## Material
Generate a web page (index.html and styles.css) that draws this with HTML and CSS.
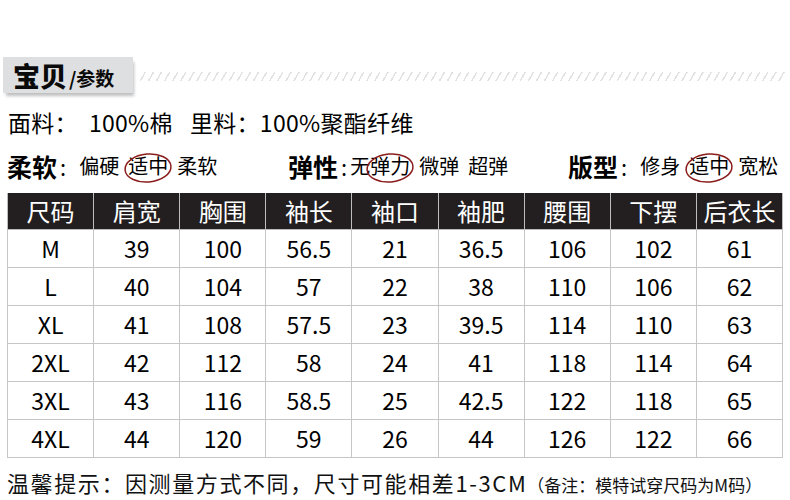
FILE: index.html
```html
<!DOCTYPE html>
<html lang="zh">
<head>
<meta charset="utf-8">
<link rel="stylesheet" href="styles.css">
</head>
<body>
<div class="page">
  <div class="title-row">
    <div class="banner"><span class="big">宝贝</span><span class="small">/参数</span></div>
    <div class="stripes"></div>
  </div>
  <div class="fabric"><span class="lbl">面料</span>：<span class="val">100%棉</span><span class="lbl gap">里料</span>：100%聚酯纤维</div>
  <div class="props">
    <div class="group g1"><span class="key">柔软</span><span class="colon">:</span><span class="opt">偏硬</span><span class="opt circ">适中<svg class="ring" viewBox="0 0 50 32"><ellipse cx="25" cy="16" rx="23" ry="14" transform="rotate(-5 25 16)"/></svg></span><span class="opt">柔软</span></div>
    <div class="group g2"><span class="key">弹性</span><span class="colon">:</span><span class="opt tight">无</span><span class="opt circ">弹力<svg class="ring" viewBox="0 0 50 32"><ellipse cx="25" cy="16" rx="23" ry="14" transform="rotate(-5 25 16)"/></svg></span><span class="opt">微弹</span><span class="opt">超弹</span></div>
    <div class="group g3"><span class="key">版型</span><span class="colon">:</span><span class="opt">修身</span><span class="opt circ">适中<svg class="ring" viewBox="0 0 50 32"><ellipse cx="25" cy="16" rx="23" ry="14" transform="rotate(-5 25 16)"/></svg></span><span class="opt">宽松</span></div>
  </div>
  <table class="size">
    <thead>
      <tr><th>尺码</th><th>肩宽</th><th>胸围</th><th>袖长</th><th>袖口</th><th>袖肥</th><th>腰围</th><th>下摆</th><th>后衣长</th></tr>
    </thead>
    <tbody>
      <tr><td>M</td><td>39</td><td>100</td><td>56.5</td><td>21</td><td>36.5</td><td>106</td><td>102</td><td>61</td></tr>
      <tr><td>L</td><td>40</td><td>104</td><td>57</td><td>22</td><td>38</td><td>110</td><td>106</td><td>62</td></tr>
      <tr><td>XL</td><td>41</td><td>108</td><td>57.5</td><td>23</td><td>39.5</td><td>114</td><td>110</td><td>63</td></tr>
      <tr><td>2XL</td><td>42</td><td>112</td><td>58</td><td>24</td><td>41</td><td>118</td><td>114</td><td>64</td></tr>
      <tr><td>3XL</td><td>43</td><td>116</td><td>58.5</td><td>25</td><td>42.5</td><td>122</td><td>118</td><td>65</td></tr>
      <tr><td>4XL</td><td>44</td><td>120</td><td>59</td><td>26</td><td>44</td><td>126</td><td>122</td><td>66</td></tr>
    </tbody>
  </table>
  <div class="note">温馨提示：因测量方式不同，尺寸可能相差1-3CM<span class="remark">（备注：模特试穿尺码为M码）</span></div>
</div>
</body>
</html>
```
FILE: styles.css
```css
html, body {
  margin: 0;
  padding: 0;
  background: #ffffff;
}
body {
  width: 790px;
  height: 500px;
  overflow: hidden;
  font-family: "Noto Sans CJK SC", "Noto Sans", sans-serif;
  color: #111;
}
.page {
  padding-top: 57px;
}
.title-row {
  display: flex;
  align-items: center;
  height: 36px;
}
.banner {
  margin-left: 3px;
  width: 130px;
  height: 36px;
  background: #dedfe1;
  box-shadow: 2px 4px 3px -1px rgba(0,0,0,0.25);
  display: flex;
  align-items: center;
  padding-left: 10px;
  box-sizing: border-box;
  color: #0a0a0a;
  white-space: nowrap;
}
.banner .big {
  font-size: 27px;
  font-weight: 900;
  letter-spacing: 0;
  line-height: 1;
}
.banner .small {
  font-size: 19px;
  font-weight: 700;
  line-height: 1;
  margin-top: 5px;
  margin-left: 2px;
}
.stripes {
  margin-left: 7px;
  width: 645px;
  height: 9px;
  margin-top: 2px;
  background: repeating-linear-gradient(120deg, transparent 0 4px, #e2e2e2 4px 5.5px, transparent 5.5px 7px);
}
.fabric {
  margin-top: 13px;
  margin-left: 8px;
  height: 32px;
  font-size: 23px;
  line-height: 32px;
  letter-spacing: 0.3px;
  color: #000;
  white-space: nowrap;
}
.fabric .val {
  margin-left: 11px;
}
.fabric .gap {
  margin-left: 17px;
}
.props {
  display: flex;
  margin-top: 13px;
  height: 30px;
  align-items: center;
  font-size: 20px;
  line-height: 30px;
  color: #000;
}
.group {
  display: flex;
  align-items: center;
  white-space: nowrap;
}
.g1 { margin-left: 7px; width: 281px; }
.g2 { width: 280px; }
.key {
  font-size: 25px;
  font-weight: 700;
}
.colon {
  font-size: 22px;
  margin: 0 13px 0 3px;
}
.g2 .colon { margin-right: 3px; }
.opt {
  margin-right: 9px;
}
.opt.tight { margin-right: 0; }
.circ {
  position: relative;
  display: inline-block;
}
.ring {
  position: absolute;
  left: -5px;
  top: 0;
  width: 50px;
  height: 34px;
  fill: none;
  stroke: #8a1c1c;
  stroke-width: 1.5;
  overflow: visible;
}
.size {
  margin: 12px 0 0 7px;
  width: 776px;
  border-collapse: collapse;
  table-layout: fixed;
}
.size th {
  background: #231f20;
  color: #fff;
  font-weight: 400;
  font-size: 24px;
  height: 36px;
  padding: 0;
  line-height: 36px;
  border: 1px solid #bdbdbd;
  border-top: none;
}
.size td {
  height: 37px;
  padding: 0;
  text-align: center;
  font-size: 23px;
  line-height: 37px;
  border: 1px solid #c6c6c6;
  color: #000;
}
.note {
  margin: 9px 0 0 7px;
  font-size: 22px;
  line-height: 30px;
  letter-spacing: 1.6px;
  white-space: nowrap;
  color: #111;
}
.remark {
  font-size: 17px;
  letter-spacing: 0;
}
```
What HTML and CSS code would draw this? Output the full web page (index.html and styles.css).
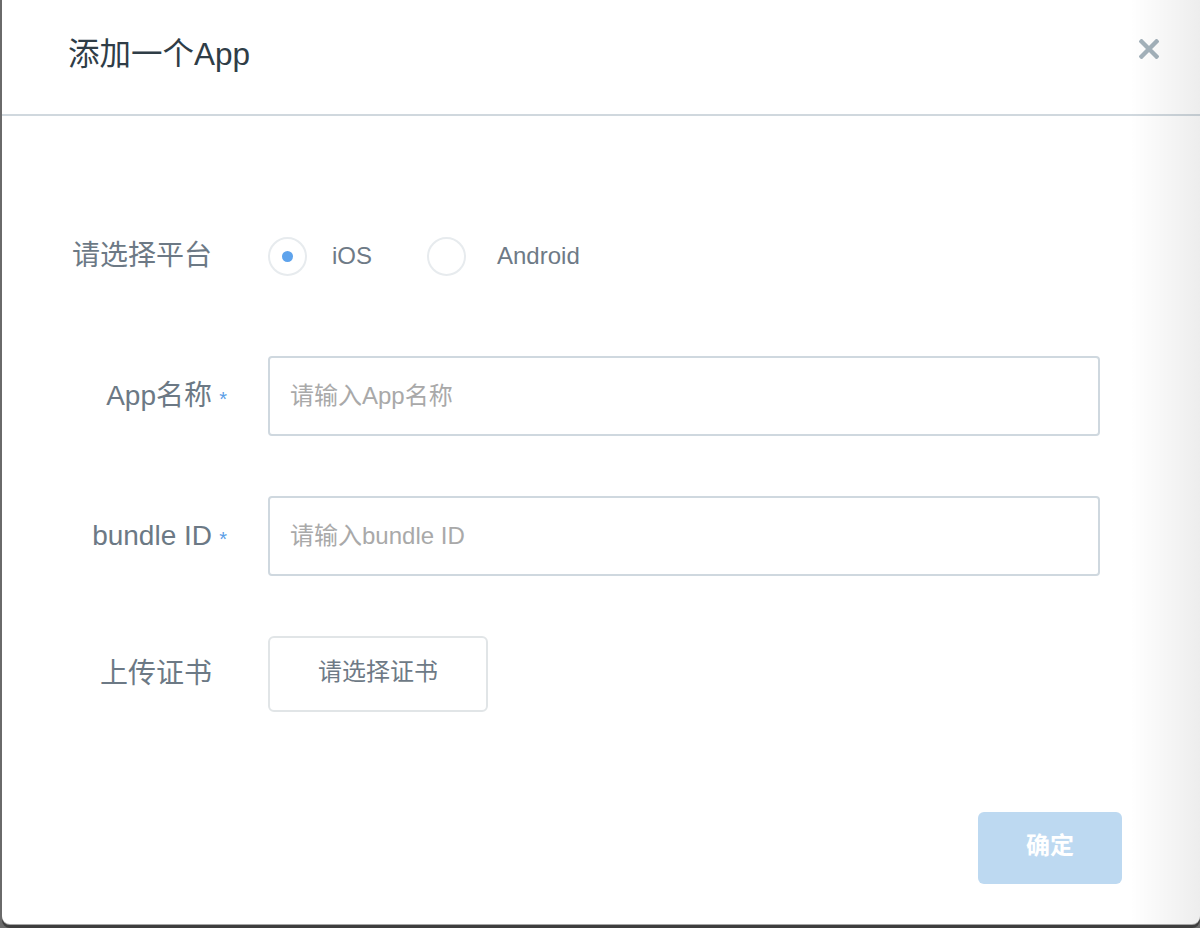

## Written instruction
Output, exactly, all the records above; include no pictures.

## Response below
Generate a web page (index.html and styles.css) that draws this with HTML and CSS.
FILE: index.html
```html
<!DOCTYPE html>
<html lang="zh">
<head>
<meta charset="utf-8">
<link rel="stylesheet" href="styles.css">
</head>
<body>
<div class="page">
  <div class="title-row">
    <div class="banner"><span class="big">宝贝</span><span class="small">/参数</span></div>
    <div class="stripes"></div>
  </div>
  <div class="fabric"><span class="lbl">面料</span>：<span class="val">100%棉</span><span class="lbl gap">里料</span>：100%聚酯纤维</div>
  <div class="props">
    <div class="group g1"><span class="key">柔软</span><span class="colon">:</span><span class="opt">偏硬</span><span class="opt circ">适中<svg class="ring" viewBox="0 0 50 32"><ellipse cx="25" cy="16" rx="23" ry="14" transform="rotate(-5 25 16)"/></svg></span><span class="opt">柔软</span></div>
    <div class="group g2"><span class="key">弹性</span><span class="colon">:</span><span class="opt tight">无</span><span class="opt circ">弹力<svg class="ring" viewBox="0 0 50 32"><ellipse cx="25" cy="16" rx="23" ry="14" transform="rotate(-5 25 16)"/></svg></span><span class="opt">微弹</span><span class="opt">超弹</span></div>
    <div class="group g3"><span class="key">版型</span><span class="colon">:</span><span class="opt">修身</span><span class="opt circ">适中<svg class="ring" viewBox="0 0 50 32"><ellipse cx="25" cy="16" rx="23" ry="14" transform="rotate(-5 25 16)"/></svg></span><span class="opt">宽松</span></div>
  </div>
  <table class="size">
    <thead>
      <tr><th>尺码</th><th>肩宽</th><th>胸围</th><th>袖长</th><th>袖口</th><th>袖肥</th><th>腰围</th><th>下摆</th><th>后衣长</th></tr>
    </thead>
    <tbody>
      <tr><td>M</td><td>39</td><td>100</td><td>56.5</td><td>21</td><td>36.5</td><td>106</td><td>102</td><td>61</td></tr>
      <tr><td>L</td><td>40</td><td>104</td><td>57</td><td>22</td><td>38</td><td>110</td><td>106</td><td>62</td></tr>
      <tr><td>XL</td><td>41</td><td>108</td><td>57.5</td><td>23</td><td>39.5</td><td>114</td><td>110</td><td>63</td></tr>
      <tr><td>2XL</td><td>42</td><td>112</td><td>58</td><td>24</td><td>41</td><td>118</td><td>114</td><td>64</td></tr>
      <tr><td>3XL</td><td>43</td><td>116</td><td>58.5</td><td>25</td><td>42.5</td><td>122</td><td>118</td><td>65</td></tr>
      <tr><td>4XL</td><td>44</td><td>120</td><td>59</td><td>26</td><td>44</td><td>126</td><td>122</td><td>66</td></tr>
    </tbody>
  </table>
  <div class="note">温馨提示：因测量方式不同，尺寸可能相差1-3CM<span class="remark">（备注：模特试穿尺码为M码）</span></div>
</div>
</body>
</html>
```
FILE: styles.css
```css
html, body {
  margin: 0;
  padding: 0;
  background: #ffffff;
}
body {
  width: 790px;
  height: 500px;
  overflow: hidden;
  font-family: "Noto Sans CJK SC", "Noto Sans", sans-serif;
  color: #111;
}
.page {
  padding-top: 57px;
}
.title-row {
  display: flex;
  align-items: center;
  height: 36px;
}
.banner {
  margin-left: 3px;
  width: 130px;
  height: 36px;
  background: #dedfe1;
  box-shadow: 2px 4px 3px -1px rgba(0,0,0,0.25);
  display: flex;
  align-items: center;
  padding-left: 10px;
  box-sizing: border-box;
  color: #0a0a0a;
  white-space: nowrap;
}
.banner .big {
  font-size: 27px;
  font-weight: 900;
  letter-spacing: 0;
  line-height: 1;
}
.banner .small {
  font-size: 19px;
  font-weight: 700;
  line-height: 1;
  margin-top: 5px;
  margin-left: 2px;
}
.stripes {
  margin-left: 7px;
  width: 645px;
  height: 9px;
  margin-top: 2px;
  background: repeating-linear-gradient(120deg, transparent 0 4px, #e2e2e2 4px 5.5px, transparent 5.5px 7px);
}
.fabric {
  margin-top: 13px;
  margin-left: 8px;
  height: 32px;
  font-size: 23px;
  line-height: 32px;
  letter-spacing: 0.3px;
  color: #000;
  white-space: nowrap;
}
.fabric .val {
  margin-left: 11px;
}
.fabric .gap {
  margin-left: 17px;
}
.props {
  display: flex;
  margin-top: 13px;
  height: 30px;
  align-items: center;
  font-size: 20px;
  line-height: 30px;
  color: #000;
}
.group {
  display: flex;
  align-items: center;
  white-space: nowrap;
}
.g1 { margin-left: 7px; width: 281px; }
.g2 { width: 280px; }
.key {
  font-size: 25px;
  font-weight: 700;
}
.colon {
  font-size: 22px;
  margin: 0 13px 0 3px;
}
.g2 .colon { margin-right: 3px; }
.opt {
  margin-right: 9px;
}
.opt.tight { margin-right: 0; }
.circ {
  position: relative;
  display: inline-block;
}
.ring {
  position: absolute;
  left: -5px;
  top: 0;
  width: 50px;
  height: 34px;
  fill: none;
  stroke: #8a1c1c;
  stroke-width: 1.5;
  overflow: visible;
}
.size {
  margin: 12px 0 0 7px;
  width: 776px;
  border-collapse: collapse;
  table-layout: fixed;
}
.size th {
  background: #231f20;
  color: #fff;
  font-weight: 400;
  font-size: 24px;
  height: 36px;
  padding: 0;
  line-height: 36px;
  border: 1px solid #bdbdbd;
  border-top: none;
}
.size td {
  height: 37px;
  padding: 0;
  text-align: center;
  font-size: 23px;
  line-height: 37px;
  border: 1px solid #c6c6c6;
  color: #000;
}
.note {
  margin: 9px 0 0 7px;
  font-size: 22px;
  line-height: 30px;
  letter-spacing: 1.6px;
  white-space: nowrap;
  color: #111;
}
.remark {
  font-size: 17px;
  letter-spacing: 0;
}
```
What HTML and CSS code would draw this? Output the full web page (index.html and styles.css).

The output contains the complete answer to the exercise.